Ce ne sont pas des vœux pieux ; un grand nombre d’acteurs sont désormais mûrs. Malgré tous les défauts soulignés ici, habitants, élus, prestataires, experts, associations font preuve d’engagement, d’envie et d’énergie. Reste que tout ceci demeure fragile et la tentation jupitérienne n’est jamais très loin… C’est pour cela qu’il faut aujourd’hui une impulsion pour changer les règles du jeu, et c’est aux élus de la donner. Il en va de leur légitimité et, incidemment, de la capacité de la démocratie à peser pour que les transformations de nos territoires se fassent pour le bien de tous.
Bibliographie
- Blondiaux, L. 2008. « Le profane comme concept et comme fiction politique », in T. Fromentin et S. Wojcik (dir.), Le Profane en politique. Compétences et engagements du citoyen, Paris : L’Harmattan.
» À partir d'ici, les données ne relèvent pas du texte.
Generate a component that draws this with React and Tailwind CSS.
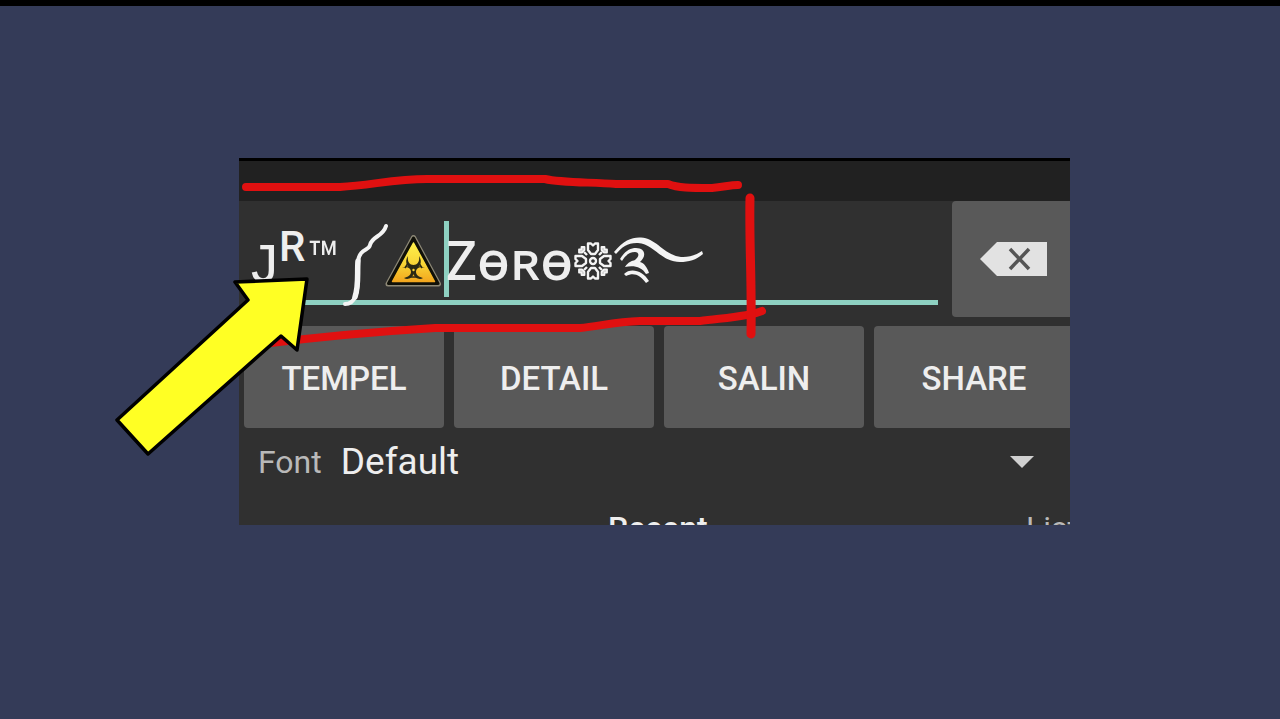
const actions = ["TEMPEL", "DETAIL", "SALIN", "SHARE"];

function Brace() {
  return (
    <svg className="mt-3 h-[84px] w-[46px] shrink-0" viewBox="0 0 46 84" fill="none" stroke="#f4f4f4" strokeLinecap="round" strokeLinejoin="round" aria-hidden="true">
      <path d="M43 3C40 14 29 13 27 22C26 28 17 25 15 38C14 50 17 62 12 74C10 79 7 81 2 81" strokeWidth="4" />
      <path d="M15 38C14 50 16 62 12 74" strokeWidth="5.5" />
    </svg>
  );
}

function Biohazard() {
  return (
    <svg className="mt-1 -ml-1 h-[54px] w-[57px] shrink-0" viewBox="0 0 57 54" aria-hidden="true">
      <defs>
        <linearGradient id="warn" x1="0" y1="0" x2="0" y2="1">
          <stop offset="0" stopColor="#fff04a" />
          <stop offset="0.55" stopColor="#f8d536" />
          <stop offset="1" stopColor="#f3a71e" />
        </linearGradient>
      </defs>
      <path d="M28.500 3.500L53.500 50H3Z" fill="#101008" stroke="#8d8876" strokeWidth="5" strokeLinejoin="round" />
      <path d="M28.500 4L53 49.500H3.500Z" fill="#101008" stroke="#101008" strokeWidth="3" strokeLinejoin="round" />
      <path d="M28.500 9L49.500 47.500H7.500Z" fill="url(#warn)" stroke="url(#warn)" strokeWidth="1.500" strokeLinejoin="round" />
      <g fill="#2b2a14">
        <path d="M23 22C19 28 22 34 28.500 35C35 34 38 28 34 22C35 28 32 31 28.500 31C25 31 22 28 23 22Z" />
        <path d="M17 34C24 30 30 33 29 39C27 45 22 46 19 44C23 43 26 41 26 38C26 34 22 32 17 34Z" />
        <path d="M40 34C33 30 27 33 28 39C30 45 35 46 38 44C34 43 31 41 31 38C31 34 35 32 40 34Z" />
      </g>
      <path d="M22.500 30L20 34M34.500 30L37 34M25 43H32" stroke="#2b2a14" strokeWidth="1.500" />
      <circle cx="28.500" cy="36" r="1.200" fill="#f8d536" />
    </svg>
  );
}

function Flower() {
  return (
    <svg className="mt-1 h-[38px] w-[38px] shrink-0" viewBox="-19 -19 38 38" fill="none" stroke="#f4f4f4" strokeWidth="2.400" strokeLinejoin="round" aria-hidden="true">
      <circle r="3" />
      {[0, 90, 180, 270].map((a) => (
        <g key={a} transform={`rotate(${a})`}>
          <path d="M-2 -7L-5 -11V-17.500H-2L0 -15.500L2 -17.500H5V-11L2 -7Z" />
          <path d="M6 -6L9 -9" />
          <path d="M8.500 -11V-14H11.500V-11.500H14V-8.500H11Z" fill="#c4c4c4" strokeWidth="1.800" />
        </g>
      ))}
    </svg>
  );
}

function Swirl() {
  return (
    <svg className="mt-1 ml-[2px] h-[50px] w-[90px] shrink-0" viewBox="0 0 90 50" fill="#f4f4f4" aria-hidden="true">
      <path d="M0 16C10 4 18 1 27 1.500C42 2 50 19 67 21C75 21.500 82 19 88 15L89 18C82 24 75 26 66 26C47 26 40 8 24 7C14 6.500 8 11 2 18Z" />
      <path d="M6 23C11 15 16 12 22 12C31 12 33 20 26 26C30 27 33 31 35 37L32 38C28 31 20 29 11 31C14 26 18 25 21 24C26 20 25 16 21 16C15 16 11 20 8 25Z" />
      <path d="M10 38C17 31 29 35 35 45L32 47C26 39 20 36 12 40Z" />
    </svg>
  );
}

function Markup() {
  return (
    <svg className="pointer-events-none absolute top-0 left-0 h-[200px] w-[540px]" viewBox="239 158 540 200" fill="none" stroke="#e01010" strokeLinecap="round" strokeLinejoin="round" aria-hidden="true">
      <path d="M246 187H340C372 185 395 179 427 179H545C562 183 590 182 616 184H668C678 188 690 188 712 188C724 187 730 185 738 185" strokeWidth="8" />
      <path d="M262 344C310 338 370 332 435 328H580C600 326 615 322 640 321H700C722 318 748 317 762 311" strokeWidth="8" />
      <path d="M750 198C749 240 752 280 751 334" strokeWidth="9" />
    </svg>
  );
}

function Arrow() {
  return (
    <svg className="pointer-events-none absolute top-[110px] -left-[129px] h-[194px] w-[204px]" viewBox="110 268 204 194" aria-hidden="true">
      <path d="M117 420L248 300L235 282L307 279L297 350L281 336L148 454Z" fill="#ffff24" stroke="#000" strokeWidth="3.500" strokeLinejoin="round" />
    </svg>
  );
}

export default function App() {
  return (
    <main className="min-h-screen border-t-[6px] border-black bg-[#343b58] pt-[152px] pl-[239px] font-['Roboto',sans-serif] text-[#eeeeee]">
      <section className="relative w-[80%] max-w-[831px]">
        <div className="h-[367px] overflow-hidden border-t-[3px] border-black bg-[#303030]">
          <div className="h-10 bg-[#212121]" />
          <div className="flex h-[116px] pl-2">
            <div className="mr-[14px] flex min-w-0 flex-1 flex-col">
              <div className="flex h-[104px] items-center border-b-[5px] border-[#8ed0c1] pt-4">
                <input aria-label="Initial" defaultValue="J" className="mt-4 w-8 bg-transparent font-['Liberation_Mono',monospace] text-[56px] leading-[76px] outline-none" />
                <input aria-label="Superscript" defaultValue="R" className="mb-6 w-7 bg-transparent text-[42px] leading-[60px] font-medium outline-none" />
                <input aria-label="Mark" defaultValue="™" className="mt-1 w-9 bg-transparent text-[54px] leading-[76px] outline-none" />
                <Brace />
                <Biohazard />
                <span className="ml-[2px] h-[76px] w-[5px] shrink-0 bg-[#8ed0c1]" />
                <input aria-label="Name" defaultValue="Zɵʀɵ" className="-ml-[3px] w-32 bg-transparent font-['Noto_Sans','DejaVu_Sans',sans-serif] text-[54px] leading-[76px] font-medium outline-none" />
                <Flower />
                <Swirl />
              </div>
            </div>
            <button type="button" aria-label="Backspace" className="flex w-[118px] items-center justify-center rounded-l-sm bg-[#595959] pl-1">
              <svg className="h-[34px] w-[67px]" viewBox="0 0 67 34" aria-hidden="true">
                <path d="M0 17L17 0H67V34H17Z" fill="#e2e2e2" />
                <path d="M30 7L49 27M49 7L30 27" stroke="#555" strokeWidth="3.500" />
              </svg>
            </button>
          </div>
          <div className="mt-[9px] -mr-1 grid grid-cols-4 gap-[10px] pl-[5px]">
            {actions.map((label) => (
              <button key={label} type="button" className="h-[102px] rounded-sm bg-[#595959] pt-1 text-[33px] font-medium">
                {label}
              </button>
            ))}
          </div>
          <div className="relative flex h-[68px] items-center pl-[19px]">
            <label htmlFor="font" className="text-[32px] text-[#b9b9b9]">Font</label>
            <select id="font" className="ml-[19px] flex-1 appearance-none bg-transparent text-[37px] leading-[48px] outline-none">
              <option>Default</option>
            </select>
            <svg className="pointer-events-none absolute right-9 h-3 w-6" viewBox="0 0 24 12" aria-hidden="true">
              <path d="M0 0H24L12 12Z" fill="#d0d0d0" />
            </svg>
          </div>
          <nav className="flex justify-between pt-3 pl-[369px] text-[32px] leading-10 whitespace-nowrap">
            <a href="#recent" className="font-medium">Recent</a>
            <a href="#list" className="-mr-2 text-[#b9b9b9]">List</a>
          </nav>
        </div>
        <Markup />
        <Arrow />
      </section>
    </main>
  );
}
- Lefébure, P. 2007. « La CPDP [commission particulière du débat public] sur l’extension du tramway à Paris (2006) comme occasion d’interroger les ambiguïtés du débat public », in M. Revel, C. Blatrix, L. Blondiaux, J.‑M. Fourniau et B. Hériard Dubreuil, R. Lefebvre (dir.), Le Débat public : une expérience française de démocratie participative, Paris : La Découverte.